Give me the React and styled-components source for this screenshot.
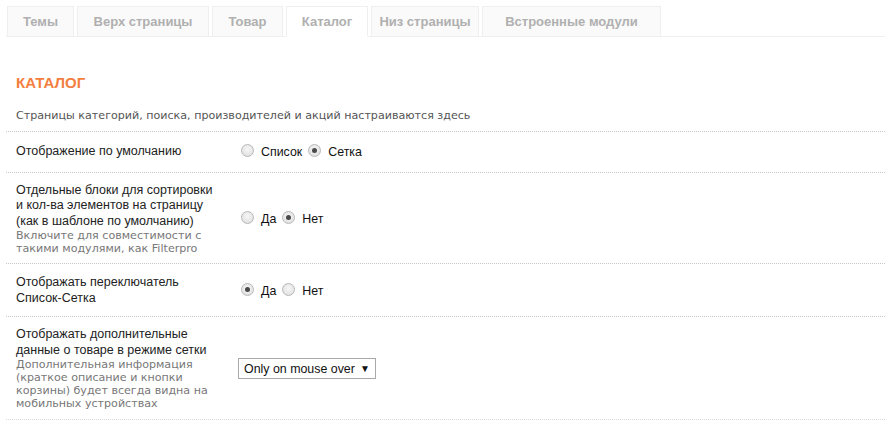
import React from "react";
import styled, { createGlobalStyle } from "styled-components";

const Global = createGlobalStyle`
  html, body { margin: 0; padding: 0; background: #fff; }
  body { font-family: "Liberation Sans", Arial, sans-serif; font-size: 12.5px; color: #222; }
`;

const Page = styled.div`
  width: 893px;
  padding: 6px 8px 0 6px;
  box-sizing: border-box;
`;

const TabBar = styled.div`
  display: flex;
  gap: 3px;
  padding-left: 1px;
  border-bottom: 1px solid #f0f0f0;
  height: 30px;
`;

const Tab = styled.div`
  width: ${(p) => p.$w}px;
  height: ${(p) => (p.$active ? "31px" : "30px")};
  box-sizing: border-box;
  display: flex;
  align-items: center;
  justify-content: center;
  font-weight: bold;
  font-size: 13px;
  color: #b0b0b0;
  background: ${(p) => (p.$active ? "#fff" : "#fafafa")};
  border: 1px solid #efefef;
  border-bottom: ${(p) => (p.$active ? "1px solid #fff" : "none")};
`;

const Content = styled.div`
  padding-top: 37px;
`;

const Heading = styled.h2`
  margin: 0 0 0 10px;
  font-size: 15px;
  font-weight: bold;
  color: #f47e3e;
  line-height: 18px;
`;

const Intro = styled.p`
  margin: 16px 0 0 10px;
  font-family: "DejaVu Sans", Verdana, sans-serif;
  font-size: 11.1px;
  color: #555;
  line-height: 16px;
  padding-bottom: 7px;
`;

const Row = styled.div`
  display: grid;
  grid-template-columns: 224px 1fr;
  align-items: center;
  padding: ${(p) => p.$pt}px 0 ${(p) => p.$pb}px 10px;
  border-top: 1px dotted #c8c8c8;
  &:last-child {
    border-bottom: 1px dotted #d8d8d8;
  }
`;

const Label = styled.div`
  line-height: 15.5px;
  color: #222;
  width: 203px;
`;

const Hint = styled.div`
  font-family: "DejaVu Sans", Verdana, sans-serif;
  font-size: 11.1px;
  color: #777;
  line-height: 13px;
`;

const Controls = styled.div`
  display: flex;
  align-items: center;
  padding-left: 1px;
`;

const Option = styled.label`
  display: flex;
  align-items: center;
  gap: 7px;
  margin-right: 6px;
  font-size: 12.4px;
  color: #111;
`;

const Radio = styled.span`
  width: 13px;
  height: 13px;
  border-radius: 50%;
  box-sizing: border-box;
  border: 1px solid #b8b8b8;
  background: radial-gradient(circle at 50% 40%, #f6f6f6 0%, #dcdcdc 100%);
  display: flex;
  align-items: center;
  justify-content: center;
  position: relative;
  top: -1px;
  &::after {
    content: "";
    width: 5px;
    height: 5px;
    border-radius: 50%;
    background: #4a4a4a;
    display: ${(p) => (p.$on ? "block" : "none")};
  }
`;

const Select = styled.div`
  width: 138px;
  height: 21px;
  box-sizing: border-box;
  border: 1px solid #a9a9a9;
  display: flex;
  align-items: center;
  justify-content: space-between;
  padding: 0 5px 0 5px;
  font-size: 12.4px;
  white-space: nowrap;
  color: #111;
  margin-left: -3px;
`;

const Arrow = styled.span`
  font-size: 10px;
  color: #111;
`;

const tabs = [
  { t: "Темы", w: 67 },
  { t: "Верх страницы", w: 132 },
  { t: "Товар", w: 71 },
  { t: "Каталог", w: 82, active: true },
  { t: "Низ страницы", w: 108 },
  { t: "Встроенные модули", w: 179 },
];

function Radios({ items }) {
  return (
    <Controls>
      {items.map(([l, on]) => (
        <Option key={l}>
          <Radio $on={on} />
          {l}
        </Option>
      ))}
    </Controls>
  );
}

export default function App() {
  return (
    <Page>
      <Global />
      <TabBar>
        {tabs.map((t) => (
          <Tab key={t.t} $active={t.active} $w={t.w}>
            {t.t}
          </Tab>
        ))}
      </TabBar>
      <Content>
        <Heading>КАТАЛОГ</Heading>
        <Intro>Страницы категорий, поиска, производителей и акций настраиваются здесь</Intro>
        <div>
          <Row $pt={12} $pb={12}>
            <Label>Отображение по умолчанию</Label>
            <Radios items={[["Список", false], ["Сетка", true]]} />
          </Row>
          <Row $pt={10} $pb={8}>
            <Label>
              Отдельные блоки для сортировки и кол-ва элементов на страницу (как в шаблоне по умолчанию)
              <Hint>Включите для совместимости с такими модулями, как Filterpro</Hint>
            </Label>
            <Radios items={[["Да", false], ["Нет", true]]} />
          </Row>
          <Row $pt={11} $pb={10}>
            <Label>Отображать переключатель Список-Сетка</Label>
            <Radios items={[["Да", true], ["Нет", false]]} />
          </Row>
          <Row $pt={10} $pb={9}>
            <Label>
              Отображать дополнительные данные о товаре в режиме сетки
              <Hint>Дополнительная информация (краткое описание и кнопки корзины) будет всегда видна на мобильных устройствах</Hint>
            </Label>
            <Controls>
              <Select>
                Only on mouse over
                <Arrow>▼</Arrow>
              </Select>
            </Controls>
          </Row>
        </div>
      </Content>
    </Page>
  );
}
━━━━━━━━━━
» Work required
Give every line back word for word and leave the pictures out.

» Answer to the task
Give me the React and styled-components source for this screenshot.
import React from "react";
import styled, { createGlobalStyle } from "styled-components";

const Global = createGlobalStyle`
  html, body { margin: 0; padding: 0; background: #fff; }
  body { font-family: "Liberation Sans", Arial, sans-serif; font-size: 12.5px; color: #222; }
`;

const Page = styled.div`
  width: 893px;
  padding: 6px 8px 0 6px;
  box-sizing: border-box;
`;

const TabBar = styled.div`
  display: flex;
  gap: 3px;
  padding-left: 1px;
  border-bottom: 1px solid #f0f0f0;
  height: 30px;
`;

const Tab = styled.div`
  width: ${(p) => p.$w}px;
  height: ${(p) => (p.$active ? "31px" : "30px")};
  box-sizing: border-box;
  display: flex;
  align-items: center;
  justify-content: center;
  font-weight: bold;
  font-size: 13px;
  color: #b0b0b0;
  background: ${(p) => (p.$active ? "#fff" : "#fafafa")};
  border: 1px solid #efefef;
  border-bottom: ${(p) => (p.$active ? "1px solid #fff" : "none")};
`;

const Content = styled.div`
  padding-top: 37px;
`;

const Heading = styled.h2`
  margin: 0 0 0 10px;
  font-size: 15px;
  font-weight: bold;
  color: #f47e3e;
  line-height: 18px;
`;

const Intro = styled.p`
  margin: 16px 0 0 10px;
  font-family: "DejaVu Sans", Verdana, sans-serif;
  font-size: 11.1px;
  color: #555;
  line-height: 16px;
  padding-bottom: 7px;
`;

const Row = styled.div`
  display: grid;
  grid-template-columns: 224px 1fr;
  align-items: center;
  padding: ${(p) => p.$pt}px 0 ${(p) => p.$pb}px 10px;
  border-top: 1px dotted #c8c8c8;
  &:last-child {
    border-bottom: 1px dotted #d8d8d8;
  }
`;

const Label = styled.div`
  line-height: 15.5px;
  color: #222;
  width: 203px;
`;

const Hint = styled.div`
  font-family: "DejaVu Sans", Verdana, sans-serif;
  font-size: 11.1px;
  color: #777;
  line-height: 13px;
`;

const Controls = styled.div`
  display: flex;
  align-items: center;
  padding-left: 1px;
`;

const Option = styled.label`
  display: flex;
  align-items: center;
  gap: 7px;
  margin-right: 6px;
  font-size: 12.4px;
  color: #111;
`;

const Radio = styled.span`
  width: 13px;
  height: 13px;
  border-radius: 50%;
  box-sizing: border-box;
  border: 1px solid #b8b8b8;
  background: radial-gradient(circle at 50% 40%, #f6f6f6 0%, #dcdcdc 100%);
  display: flex;
  align-items: center;
  justify-content: center;
  position: relative;
  top: -1px;
  &::after {
    content: "";
    width: 5px;
    height: 5px;
    border-radius: 50%;
    background: #4a4a4a;
    display: ${(p) => (p.$on ? "block" : "none")};
  }
`;

const Select = styled.div`
  width: 138px;
  height: 21px;
  box-sizing: border-box;
  border: 1px solid #a9a9a9;
  display: flex;
  align-items: center;
  justify-content: space-between;
  padding: 0 5px 0 5px;
  font-size: 12.4px;
  white-space: nowrap;
  color: #111;
  margin-left: -3px;
`;

const Arrow = styled.span`
  font-size: 10px;
  color: #111;
`;

const tabs = [
  { t: "Темы", w: 67 },
  { t: "Верх страницы", w: 132 },
  { t: "Товар", w: 71 },
  { t: "Каталог", w: 82, active: true },
  { t: "Низ страницы", w: 108 },
  { t: "Встроенные модули", w: 179 },
];

function Radios({ items }) {
  return (
    <Controls>
      {items.map(([l, on]) => (
        <Option key={l}>
          <Radio $on={on} />
          {l}
        </Option>
      ))}
    </Controls>
  );
}

export default function App() {
  return (
    <Page>
      <Global />
      <TabBar>
        {tabs.map((t) => (
          <Tab key={t.t} $active={t.active} $w={t.w}>
            {t.t}
          </Tab>
        ))}
      </TabBar>
      <Content>
        <Heading>КАТАЛОГ</Heading>
        <Intro>Страницы категорий, поиска, производителей и акций настраиваются здесь</Intro>
        <div>
          <Row $pt={12} $pb={12}>
            <Label>Отображение по умолчанию</Label>
            <Radios items={[["Список", false], ["Сетка", true]]} />
          </Row>
          <Row $pt={10} $pb={8}>
            <Label>
              Отдельные блоки для сортировки и кол-ва элементов на страницу (как в шаблоне по умолчанию)
              <Hint>Включите для совместимости с такими модулями, как Filterpro</Hint>
            </Label>
            <Radios items={[["Да", false], ["Нет", true]]} />
          </Row>
          <Row $pt={11} $pb={10}>
            <Label>Отображать переключатель Список-Сетка</Label>
            <Radios items={[["Да", true], ["Нет", false]]} />
          </Row>
          <Row $pt={10} $pb={9}>
            <Label>
              Отображать дополнительные данные о товаре в режиме сетки
              <Hint>Дополнительная информация (краткое описание и кнопки корзины) будет всегда видна на мобильных устройствах</Hint>
            </Label>
            <Controls>
              <Select>
                Only on mouse over
                <Arrow>▼</Arrow>
              </Select>
            </Controls>
          </Row>
        </div>
      </Content>
    </Page>
  );
}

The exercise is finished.